By Sarah Gianelli EBS Contributor

BIG SKY – Tucked up in the eaves and accessible only by ladder, artist Lorri Lagerbloom’s home studio is a veritable birdhouse.

Mountain bluebirds, western tanagers, tree swallows, rufous hummingbirds, house finches, belted kingfishers, black-capped chickadees, ravens, and common redpolls inhabit canvases and panels around the room, enlivening the small, but light and airy workspace with the dashes of color, line and life that define them.

The thoughtfulness Lagerbloom put into designing her Ramshorn neighborhood home is mirrored and magnified by the deep consideration she pours into each individual work of art. Both convey the artist’s admitted obsession with the color white—from her artfully minimalistic interior, like a blank canvas itself, to her attempt to capture the essence of her subject with the fewest marks.

Both home and art also speak to the importance of process for the artist in terms of cultivating connection with space and place.

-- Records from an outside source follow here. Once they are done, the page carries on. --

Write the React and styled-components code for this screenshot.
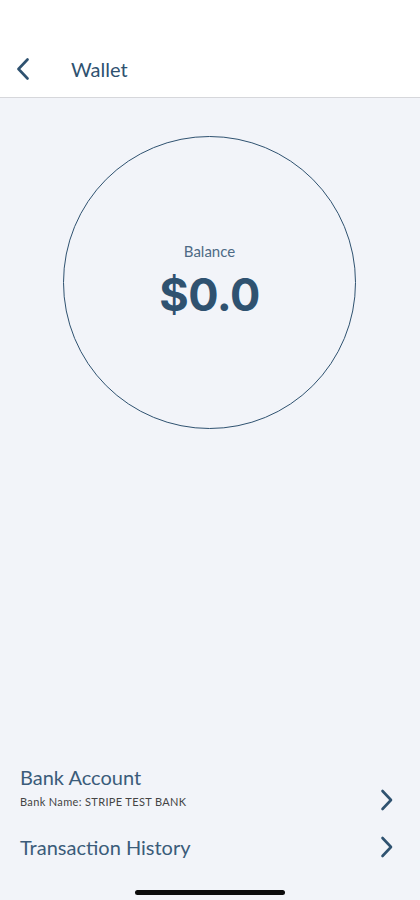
import styled, { createGlobalStyle } from "styled-components";

const GlobalStyle = createGlobalStyle`
  html, body {
    margin: 0;
    padding: 0;
    background: #f2f4f9;
  }
  body {
    font-family: Lato, "Noto Sans", sans-serif;
  }
`;

const Screen = styled.div`
  display: flex;
  flex-flow: column;
  width: 420px;
  height: 900px;
  background: #f2f4f9;
  color: #2f5270;
  overflow: hidden;
`;

const Header = styled.header`
  display: flex;
  align-items: center;
  height: 98px;
  padding: 41px 0 0 9px;
  box-sizing: border-box;
  background: #ffffff;
  border-bottom: 1px solid #d6d7db;
  gap: 34px;
`;

const IconButton = styled.button`
  display: flex;
  align-items: center;
  justify-content: center;
  width: 28px;
  height: 28px;
  padding: 0;
  border: none;
  background: none;
  cursor: pointer;
`;

const Title = styled.h1`
  margin: 0;
  font-size: 20px;
  font-weight: 400;
  color: #2f5270;
`;

const Body = styled.main`
  display: flex;
  flex-flow: column;
  align-items: center;
  flex: 1;
  padding-top: 38px;
`;

const BalanceRing = styled.section`
  display: flex;
  flex-flow: column;
  align-items: center;
  justify-content: center;
  width: 293px;
  height: 293px;
  box-sizing: border-box;
  border: 1px solid #2f5270;
  border-radius: 50%;
  margin-left: -1px;
  gap: 10px;
`;

const BalanceLabel = styled.span`
  font-size: 15px;
  color: #4d6a85;
  margin-top: -4px;
`;

const BalanceAmount = styled.span`
  font-family: Inter, "Noto Sans", sans-serif;
  font-size: 45px;
  font-weight: 700;
  color: #2f5270;
  line-height: 1.1;
  letter-spacing: -0.5px;
`;

const Menu = styled.nav`
  display: flex;
  flex-flow: column;
  padding: 0 26px 0 20px;
  margin-bottom: 20px;
`;

const MenuRow = styled.div`
  display: flex;
  align-items: center;
  justify-content: space-between;
  min-height: ${(p) => p.$height}px;
  cursor: pointer;
`;

const RowText = styled.div`
  display: flex;
  flex-flow: column;
  gap: 9px;
`;

const RowTitle = styled.span`
  font-size: 20px;
  line-height: 1;
  color: #3b5c7a;
`;

const RowSub = styled.span`
  font-size: 11px;
  line-height: 1;
  letter-spacing: 0.35px;
  color: #444444;
`;

const ChevronSlot = styled.span`
  display: flex;
  margin-top: ${(p) => p.$offset || 0}px;
`;

const HomeBar = styled.div`
  width: 150px;
  height: 5px;
  border-radius: 3px;
  background: #0c0c0c;
  margin: 0 auto 5px;
`;

const Chevron = ({ left }) => (
  <svg width="14" height="22" viewBox="0 0 14 22" fill="none">
    <path
      d={left ? "M11.5 1.5 L2.5 11 L11.5 20.5" : "M2.5 2 L11 11 L2.5 20"}
      stroke="#2f5270"
      strokeWidth="2.6"
      strokeLinecap="round"
      strokeLinejoin="round"
    />
  </svg>
);

export default function App() {
  return (
    <>
      <GlobalStyle />
      <Screen>
        <Header>
          <IconButton>
            <Chevron left />
          </IconButton>
          <Title>Wallet</Title>
        </Header>
        <Body>
          <BalanceRing>
            <BalanceLabel>Balance</BalanceLabel>
            <BalanceAmount>$0.0</BalanceAmount>
          </BalanceRing>
        </Body>
        <Menu>
          <MenuRow $height={74}>
            <RowText>
              <RowTitle>Bank Account</RowTitle>
              <RowSub>Bank Name: STRIPE TEST BANK</RowSub>
            </RowText>
            <ChevronSlot $offset={26}>
              <Chevron />
            </ChevronSlot>
          </MenuRow>
          <MenuRow $height={46}>
            <RowTitle>Transaction History</RowTitle>
            <ChevronSlot>
              <Chevron />
            </ChevronSlot>
          </MenuRow>
        </Menu>
        <HomeBar />
      </Screen>
    </>
  );
}
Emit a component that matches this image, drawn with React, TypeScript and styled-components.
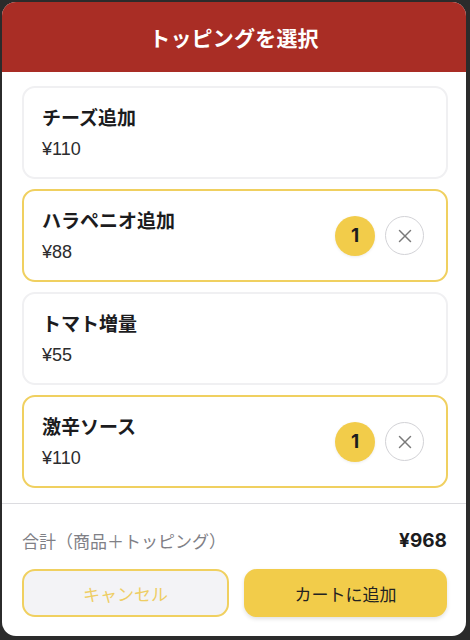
import styled, { createGlobalStyle } from "styled-components";

const GlobalStyle = createGlobalStyle`
    html, body {
        margin: 0;
        padding: 0;
        background-color: #2b2b2b;
    }
    * {
        box-sizing: border-box;
    }
    body {
        font-family: 'Inter', 'Noto Sans CJK JP', sans-serif;
    }
`

interface Topping {
    name: string;
    price: number;
    count: number;
}

const toppings: Topping[] = [
    {name: "チーズ追加", price: 110, count: 0},
    {name: "ハラペニオ追加", price: 88, count: 1},
    {name: "トマト増量", price: 55, count: 0},
    {name: "激辛ソース", price: 110, count: 1},
];

function CloseIcon(){
    return(
        <svg width="16" height="16" viewBox="0 0 16 16">
            <line x1="2.5" y1="2.5" x2="13.5" y2="13.5" stroke="#7a7a7a" strokeWidth="1.5" strokeLinecap="round"/>
            <line x1="13.5" y1="2.5" x2="2.5" y2="13.5" stroke="#7a7a7a" strokeWidth="1.5" strokeLinecap="round"/>
        </svg>
    )
}

function App(){
    return(
        <>
            <GlobalStyle/>
            <Overlay>
                <Modal>
                    <Header>
                        <HeaderTitle>トッピングを選択</HeaderTitle>
                    </Header>
                    <List>
                        {toppings.map((t)=>(
                            <Card key={t.name} $selected={t.count > 0}>
                                <CardInfo>
                                    <CardTitle>{t.name}</CardTitle>
                                    <CardPrice>¥{t.price}</CardPrice>
                                </CardInfo>
                                {t.count > 0 && (
                                    <CardControls>
                                        <CountBadge>{t.count}</CountBadge>
                                        <RemoveButton aria-label="削除"><CloseIcon/></RemoveButton>
                                    </CardControls>
                                )}
                            </Card>
                        ))}
                    </List>
                    <Footer>
                        <TotalRow>
                            <TotalLabel>合計（商品＋トッピング）</TotalLabel>
                            <TotalValue>¥968</TotalValue>
                        </TotalRow>
                        <ButtonRow>
                            <CancelButton>キャンセル</CancelButton>
                            <AddButton>カートに追加</AddButton>
                        </ButtonRow>
                    </Footer>
                </Modal>
            </Overlay>
        </>
    )
}

const Overlay = styled.div`
    width: 470px;
    height: 640px;
    padding: 2px 4px 4px 2px;
`

const Modal = styled.div`
    height: 634px;
    background-color: white;
    border-radius: 14px;
    overflow: hidden;
    display: flex;
    flex-direction: column;
`

const Header = styled.div`
    height: 70px;
    flex-shrink: 0;
    background-color: #a92d25;
    display: flex;
    align-items: center;
    justify-content: center;
`

const HeaderTitle = styled.h1`
    margin: 0;
    color: white;
    font-size: 21px;
    font-weight: 700;
    letter-spacing: 0.2px;
`

const List = styled.div`
    flex: 1;
    padding: 14px 18px 0px 20px;
    display: flex;
    flex-direction: column;
    gap: 10px;
    overflow: hidden;
`

const Card = styled.div<{ $selected: boolean }>`
    flex-shrink: 0;
    border: 2px solid ${p => p.$selected ? "#f0d060" : "#f0f0f2"};
    border-radius: 13px;
    padding: 17px 22px 17px 18px;
    display: flex;
    align-items: center;
    justify-content: space-between;
    background-color: white;
`

const CardInfo = styled.div`
    display: flex;
    flex-direction: column;
    gap: 5px;
`

const CardTitle = styled.div`
    font-size: 19px;
    line-height: 28px;
    font-weight: 700;
    color: #1c1c1e;
`

const CardPrice = styled.div`
    font-family: 'Liberation Sans', 'Noto Sans CJK JP', sans-serif;
    font-size: 18px;
    line-height: 22px;
    color: #2c2c2e;
`

const CardControls = styled.div`
    display: flex;
    align-items: center;
    gap: 10px;
`

const CountBadge = styled.div`
    width: 40px;
    height: 40px;
    border-radius: 50%;
    background-color: #f2cc4a;
    display: flex;
    align-items: center;
    justify-content: center;
    font-size: 19px;
    font-weight: 700;
    color: #1c1c1e;
    box-shadow: 0 1px 3px rgba(0, 0, 0, 0.08);
`

const RemoveButton = styled.button`
    width: 39px;
    height: 39px;
    border-radius: 50%;
    border: 1px solid #d2d2d6;
    background-color: white;
    display: flex;
    align-items: center;
    justify-content: center;
    padding: 0;
`

const Footer = styled.div`
    flex-shrink: 0;
    border-top: 1px solid #dcdce0;
    padding: 22px 19px 19px 20px;
`

const TotalRow = styled.div`
    height: 28px;
    display: flex;
    align-items: center;
    justify-content: space-between;
`

const TotalLabel = styled.span`
    font-size: 17px;
    color: #808086;
`

const TotalValue = styled.span`
    font-size: 19px;
    font-weight: 700;
    color: #1c1c1e;
`

const ButtonRow = styled.div`
    margin-top: 15px;
    display: grid;
    grid-template-columns: 207px 1fr;
    gap: 15px;
`

const CancelButton = styled.button`
    height: 48px;
    border-radius: 13px;
    border: 2px solid #f0d060;
    background-color: #f3f3f6;
    color: #eecd63;
    font-family: inherit;
    font-size: 17px;
`

const AddButton = styled.button`
    height: 48px;
    border-radius: 13px;
    border: none;
    background-color: #f2cc4a;
    color: #222;
    font-family: inherit;
    font-size: 17px;
    box-shadow: 0 2px 4px rgba(0, 0, 0, 0.12);
`

export default App;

Lagerbloom depicts birds that she has likely seen while immersed in her rivaling passion for gardening, or, in a gesture of summoning, wants to see. Lagerbloom is not yet entirely satisfied with the level of engagement she feels with some of her new, smaller pieces that keep with this tradition but entail a more painterly process than the highly tactile encaustic, mixed media style that has defined her work thus far.

Examples of Lagerbloom’s customary technique are laid out on her work table, in which a series of owls—a great-horned, snowy, great gray and burrowing—are beginning to sculpturally emerge from a whitewash of muslin, spackle and wax, to be accented with color only upon near completion.

“The process is very important to me,” Lagerbloom said. “I’m drawn to making images, but I need to feel like I’m building something, more so than painting it.”

Mountain Bluebird #3 (Male and Female), 2016, encaustic, mixed media on wood panel, are on display at Gallatin River Gallery in Big Sky. PHOTO COURTESY OF GALLATIN RIVER GALLERY

Mountain Bluebird #3 (Male and Female), 2016, encaustic, mixed media on wood panel, are on display at Gallatin River Gallery in Big Sky. PHOTO COURTESY OF GALLATIN RIVER GALLERY

The artist may still be sussing out the nuances of her relationship with her new work, but these smaller pieces also involve a multi-layered process of heat-gun fused wax, etching, palette knife painting and buffing. The resulting works have an amber-like depth, and imagery that is both smudged and sharp, impressionistic and exact, and finished with a dashed off quality that belies their laboriousness.

Our attraction to birds, whether for reasons as simple as their plumed beauty or for their more mystical connotations, is near universal, but also deeply personal for Lagerbloom.

The artist grew up on a 25-acre family compound in New York’s Hudson River Valley, surrounded by nature and four generations of eccentric family members. Every summer and winter, Lagerbloom would spend a week with her grandparents—also nature lovers and artists—in New Hampshire.

With great sensory detail, Lagerbloom recounts how her grandfather—a talented wood carver, furniture builder and naturalist—would start a project with her in his shop, where the wood stove would be burning, classical music playing, and out the window, a stand of lofty white pines leading down to the pond. Meanwhile her “Moo Moo” (the Finnish nickname for grandma)—a painter, quilter, chef and baker—would have started a sewing project with Lagerbloom inside the house.

One of her most gilded memories from that time was the early morning ritual of walking the property with her grandfather to feed the ducks and geese on the pond, and filling the woodpecker and the songbird feeders. Later, in the early evening, she and her grandparents would sit together in lawn chairs and watch for winged visitors.

“When I moved here [seven years ago], I wanted to make artwork that would help me connect to this place more, to find a deeper sense of place here,” Lagerbloom said. “But also connect me to the place I had come from, in the family sense. My artwork was my way to help that process move along. It’s a nonlinear process but it has connected me in a way that I’ve been looking for—and even though I can’t quite verbalize it, it feels like important work somehow.”

Lorri Lagerbloom’s artwork can be found at Gallatin River Gallery in Big Sky Town Center, where she is currently part of the annual group exhibition “Earth & Sky XVII” which closes on Saturday, Feb. 4. Her work can also be viewed online at tallgrassstudioarts.com and gallatinrivergallery.com.